* EXERCISE *
Identify and pull out each line of the entries in which "that" occurs.

* ITEMS *
-*-*-

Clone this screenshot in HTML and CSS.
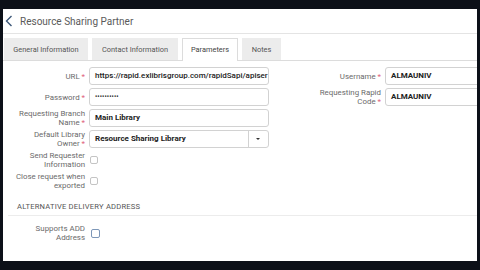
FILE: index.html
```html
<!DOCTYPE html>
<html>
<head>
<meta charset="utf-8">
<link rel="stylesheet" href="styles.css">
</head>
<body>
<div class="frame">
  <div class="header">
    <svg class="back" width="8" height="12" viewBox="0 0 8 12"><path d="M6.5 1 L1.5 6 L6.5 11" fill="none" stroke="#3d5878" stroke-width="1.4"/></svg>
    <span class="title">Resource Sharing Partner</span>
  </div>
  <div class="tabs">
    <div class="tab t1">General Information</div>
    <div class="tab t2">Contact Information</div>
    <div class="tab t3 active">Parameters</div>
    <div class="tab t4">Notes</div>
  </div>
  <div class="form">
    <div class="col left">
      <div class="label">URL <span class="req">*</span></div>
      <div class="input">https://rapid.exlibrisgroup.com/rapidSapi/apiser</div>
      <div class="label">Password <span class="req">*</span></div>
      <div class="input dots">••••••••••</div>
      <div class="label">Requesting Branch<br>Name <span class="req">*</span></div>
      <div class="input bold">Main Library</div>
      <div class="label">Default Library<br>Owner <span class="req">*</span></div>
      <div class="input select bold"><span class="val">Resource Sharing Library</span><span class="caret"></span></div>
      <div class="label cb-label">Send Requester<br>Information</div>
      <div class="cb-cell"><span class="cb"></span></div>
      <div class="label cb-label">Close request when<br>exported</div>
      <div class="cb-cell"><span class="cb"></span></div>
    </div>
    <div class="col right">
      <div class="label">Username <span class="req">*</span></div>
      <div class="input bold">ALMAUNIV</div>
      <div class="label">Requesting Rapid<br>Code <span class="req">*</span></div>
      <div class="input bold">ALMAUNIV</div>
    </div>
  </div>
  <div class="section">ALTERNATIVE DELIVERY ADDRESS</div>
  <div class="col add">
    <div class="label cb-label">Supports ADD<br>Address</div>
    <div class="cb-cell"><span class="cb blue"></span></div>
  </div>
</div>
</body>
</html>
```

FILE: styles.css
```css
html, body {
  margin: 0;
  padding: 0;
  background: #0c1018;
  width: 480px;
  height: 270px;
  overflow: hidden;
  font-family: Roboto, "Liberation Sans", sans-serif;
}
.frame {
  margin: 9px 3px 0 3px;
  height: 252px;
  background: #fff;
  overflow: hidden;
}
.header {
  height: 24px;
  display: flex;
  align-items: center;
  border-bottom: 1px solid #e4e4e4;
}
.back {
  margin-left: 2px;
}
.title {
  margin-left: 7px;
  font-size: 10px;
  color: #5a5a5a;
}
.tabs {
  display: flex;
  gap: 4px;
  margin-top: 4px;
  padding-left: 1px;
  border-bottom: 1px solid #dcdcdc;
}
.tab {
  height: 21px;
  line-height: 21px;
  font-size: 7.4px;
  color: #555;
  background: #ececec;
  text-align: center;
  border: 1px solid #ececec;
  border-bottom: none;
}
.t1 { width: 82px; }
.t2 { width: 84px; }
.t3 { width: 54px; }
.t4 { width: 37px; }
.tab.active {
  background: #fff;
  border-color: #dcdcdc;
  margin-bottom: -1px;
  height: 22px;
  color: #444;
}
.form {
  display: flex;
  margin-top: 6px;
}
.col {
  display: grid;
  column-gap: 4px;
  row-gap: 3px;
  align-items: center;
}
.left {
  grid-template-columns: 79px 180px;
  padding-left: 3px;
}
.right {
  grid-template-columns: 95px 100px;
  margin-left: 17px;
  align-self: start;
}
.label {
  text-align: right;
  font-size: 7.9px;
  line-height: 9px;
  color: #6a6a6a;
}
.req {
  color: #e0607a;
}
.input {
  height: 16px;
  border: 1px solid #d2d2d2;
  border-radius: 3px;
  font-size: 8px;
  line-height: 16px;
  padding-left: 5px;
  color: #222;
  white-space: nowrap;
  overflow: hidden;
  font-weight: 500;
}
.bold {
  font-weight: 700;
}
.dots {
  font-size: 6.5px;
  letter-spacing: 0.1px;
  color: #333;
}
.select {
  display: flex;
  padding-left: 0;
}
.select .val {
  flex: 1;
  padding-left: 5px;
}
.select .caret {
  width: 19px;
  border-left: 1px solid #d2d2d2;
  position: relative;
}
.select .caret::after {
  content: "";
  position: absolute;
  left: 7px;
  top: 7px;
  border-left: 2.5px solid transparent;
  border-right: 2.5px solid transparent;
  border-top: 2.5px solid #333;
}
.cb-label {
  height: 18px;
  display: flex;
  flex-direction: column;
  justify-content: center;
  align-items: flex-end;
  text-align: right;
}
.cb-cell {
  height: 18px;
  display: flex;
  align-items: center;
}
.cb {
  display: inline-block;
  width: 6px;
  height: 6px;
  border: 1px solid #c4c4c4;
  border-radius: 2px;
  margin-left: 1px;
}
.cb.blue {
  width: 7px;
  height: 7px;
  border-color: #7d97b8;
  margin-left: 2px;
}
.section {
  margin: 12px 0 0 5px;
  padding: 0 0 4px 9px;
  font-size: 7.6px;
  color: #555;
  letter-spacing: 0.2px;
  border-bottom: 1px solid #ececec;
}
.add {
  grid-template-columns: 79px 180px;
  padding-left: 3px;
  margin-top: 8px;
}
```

-*-*-

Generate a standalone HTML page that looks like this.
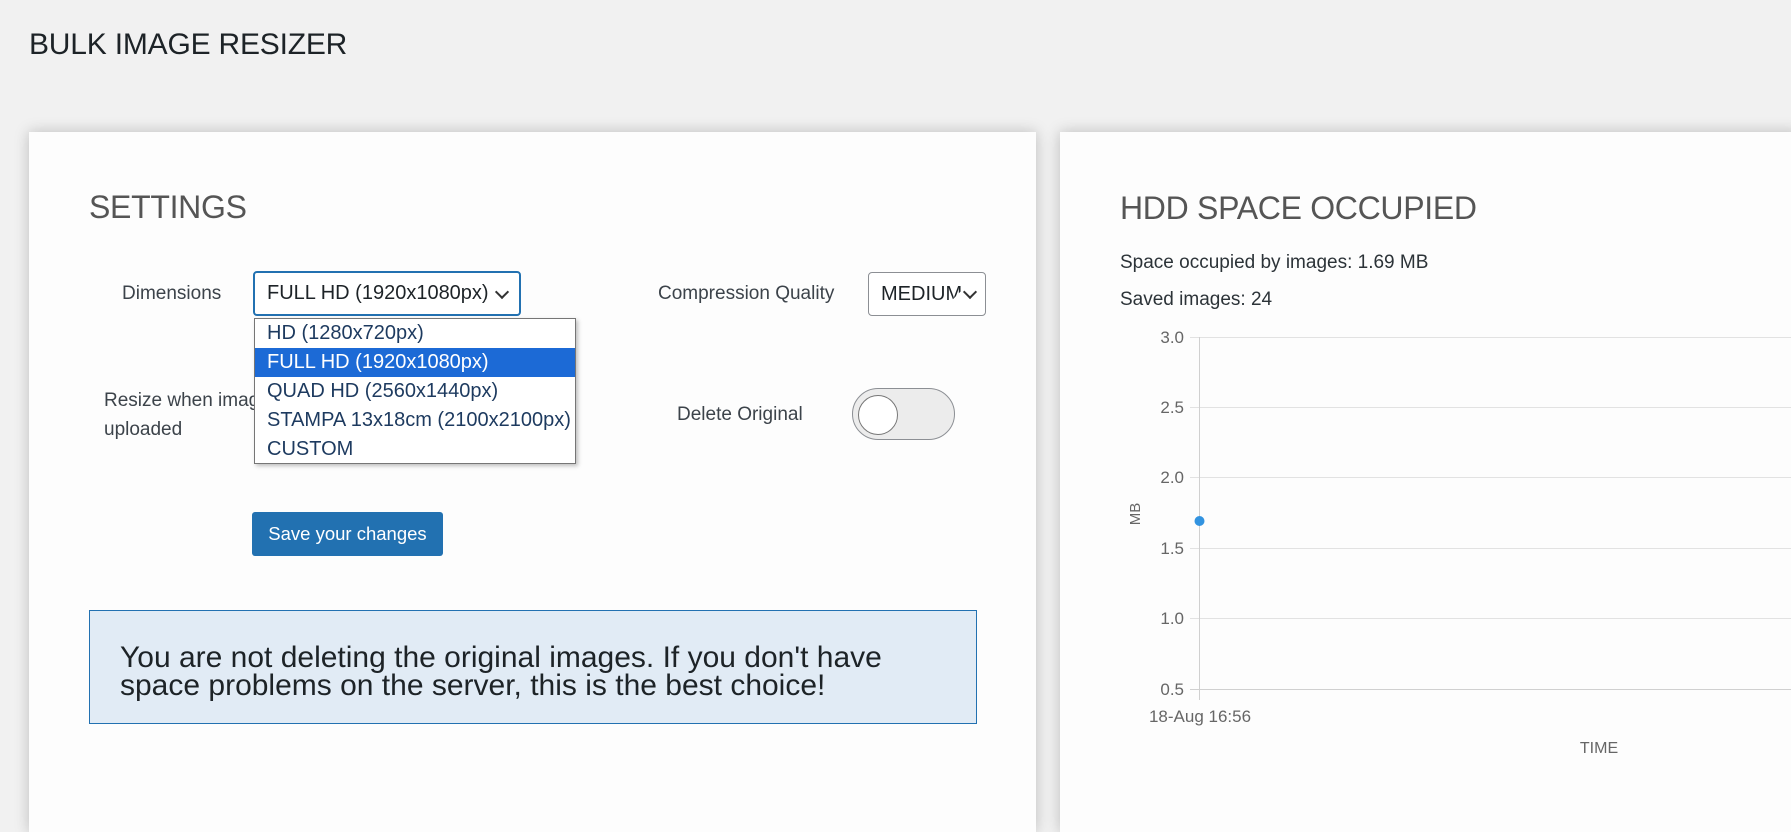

-*-*-

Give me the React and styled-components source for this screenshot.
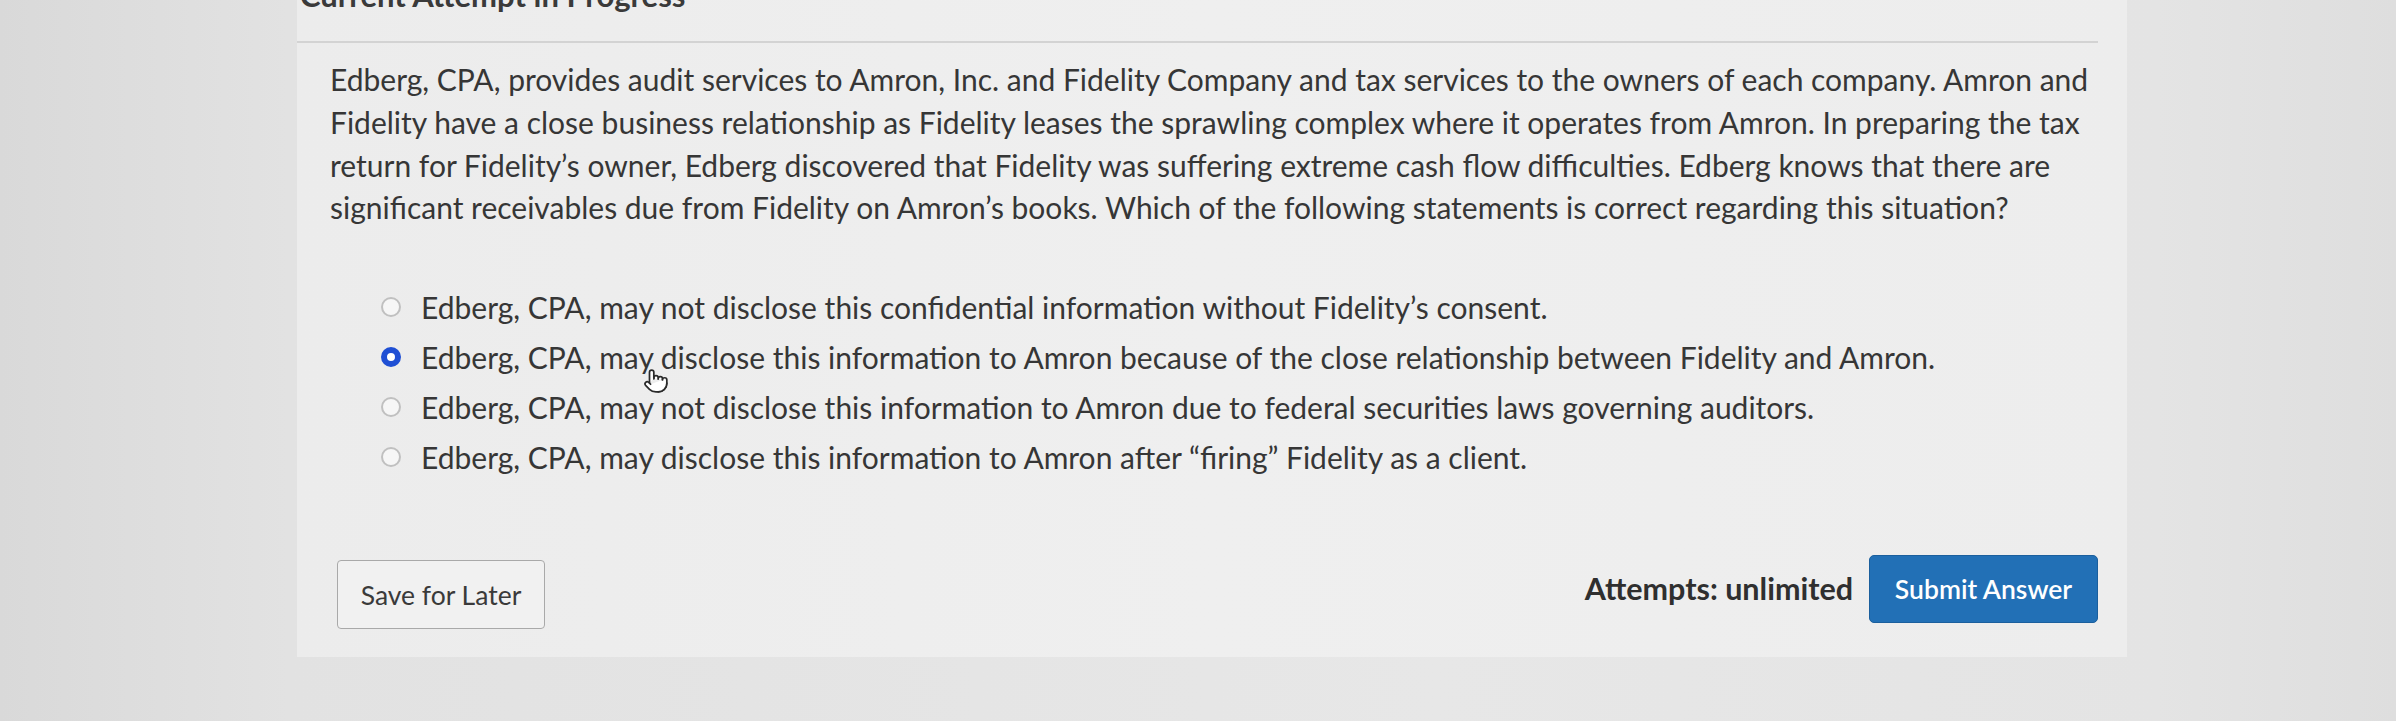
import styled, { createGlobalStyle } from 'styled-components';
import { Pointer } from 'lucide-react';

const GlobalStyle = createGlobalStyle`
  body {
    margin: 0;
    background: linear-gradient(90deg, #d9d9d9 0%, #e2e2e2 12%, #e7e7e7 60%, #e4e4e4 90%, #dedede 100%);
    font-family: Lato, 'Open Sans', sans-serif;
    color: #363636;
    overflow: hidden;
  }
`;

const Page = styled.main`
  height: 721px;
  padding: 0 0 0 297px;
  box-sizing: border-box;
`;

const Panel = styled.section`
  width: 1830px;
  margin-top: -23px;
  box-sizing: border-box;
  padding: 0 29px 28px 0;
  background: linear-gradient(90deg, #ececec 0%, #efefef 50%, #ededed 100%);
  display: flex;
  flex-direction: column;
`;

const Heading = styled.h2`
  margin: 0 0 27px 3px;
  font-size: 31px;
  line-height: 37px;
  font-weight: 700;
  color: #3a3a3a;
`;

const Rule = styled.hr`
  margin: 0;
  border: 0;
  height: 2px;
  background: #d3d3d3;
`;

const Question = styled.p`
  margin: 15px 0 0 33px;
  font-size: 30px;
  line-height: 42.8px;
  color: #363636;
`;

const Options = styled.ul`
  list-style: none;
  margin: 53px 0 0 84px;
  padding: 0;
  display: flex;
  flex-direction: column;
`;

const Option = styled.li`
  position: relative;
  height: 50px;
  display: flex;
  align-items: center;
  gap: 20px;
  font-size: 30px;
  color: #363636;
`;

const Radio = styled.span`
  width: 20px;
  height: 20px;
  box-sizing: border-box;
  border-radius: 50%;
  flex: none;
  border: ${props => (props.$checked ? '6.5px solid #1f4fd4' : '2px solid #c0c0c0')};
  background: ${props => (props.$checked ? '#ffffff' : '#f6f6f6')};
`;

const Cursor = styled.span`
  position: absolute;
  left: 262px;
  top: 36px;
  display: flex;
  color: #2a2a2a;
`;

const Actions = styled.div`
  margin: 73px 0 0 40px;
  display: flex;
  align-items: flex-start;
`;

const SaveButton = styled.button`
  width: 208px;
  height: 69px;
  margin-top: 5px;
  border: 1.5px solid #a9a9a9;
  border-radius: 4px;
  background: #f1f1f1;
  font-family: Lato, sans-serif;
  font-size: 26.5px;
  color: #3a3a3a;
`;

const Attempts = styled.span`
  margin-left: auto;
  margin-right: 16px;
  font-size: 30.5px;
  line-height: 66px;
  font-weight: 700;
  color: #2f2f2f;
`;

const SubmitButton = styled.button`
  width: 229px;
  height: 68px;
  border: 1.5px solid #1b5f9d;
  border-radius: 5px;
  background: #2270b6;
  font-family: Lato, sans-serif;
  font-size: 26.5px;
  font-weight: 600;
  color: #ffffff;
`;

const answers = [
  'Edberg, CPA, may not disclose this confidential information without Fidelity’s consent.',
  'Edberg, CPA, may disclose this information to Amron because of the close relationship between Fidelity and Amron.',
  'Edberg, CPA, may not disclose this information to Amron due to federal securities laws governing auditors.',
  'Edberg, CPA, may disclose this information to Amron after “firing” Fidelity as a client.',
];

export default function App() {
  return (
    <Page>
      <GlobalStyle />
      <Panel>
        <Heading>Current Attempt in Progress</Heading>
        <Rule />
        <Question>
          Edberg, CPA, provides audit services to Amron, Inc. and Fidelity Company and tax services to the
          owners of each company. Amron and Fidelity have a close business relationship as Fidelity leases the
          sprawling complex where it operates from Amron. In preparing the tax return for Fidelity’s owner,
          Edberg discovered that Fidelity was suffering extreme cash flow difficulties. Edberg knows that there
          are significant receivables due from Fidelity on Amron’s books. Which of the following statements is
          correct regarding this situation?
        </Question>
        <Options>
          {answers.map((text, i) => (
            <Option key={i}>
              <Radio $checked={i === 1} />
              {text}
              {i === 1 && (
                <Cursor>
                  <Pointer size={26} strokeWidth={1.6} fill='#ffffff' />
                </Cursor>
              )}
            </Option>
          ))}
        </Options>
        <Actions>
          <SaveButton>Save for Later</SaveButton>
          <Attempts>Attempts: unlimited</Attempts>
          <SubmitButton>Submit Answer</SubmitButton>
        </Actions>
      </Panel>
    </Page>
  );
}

-*-*-

* RESULT FOR THIS TASK *
Generate a standalone HTML page that looks like this.
          Edberg discovered that Fidelity was suffering extreme cash flow difficulties. Edberg knows that there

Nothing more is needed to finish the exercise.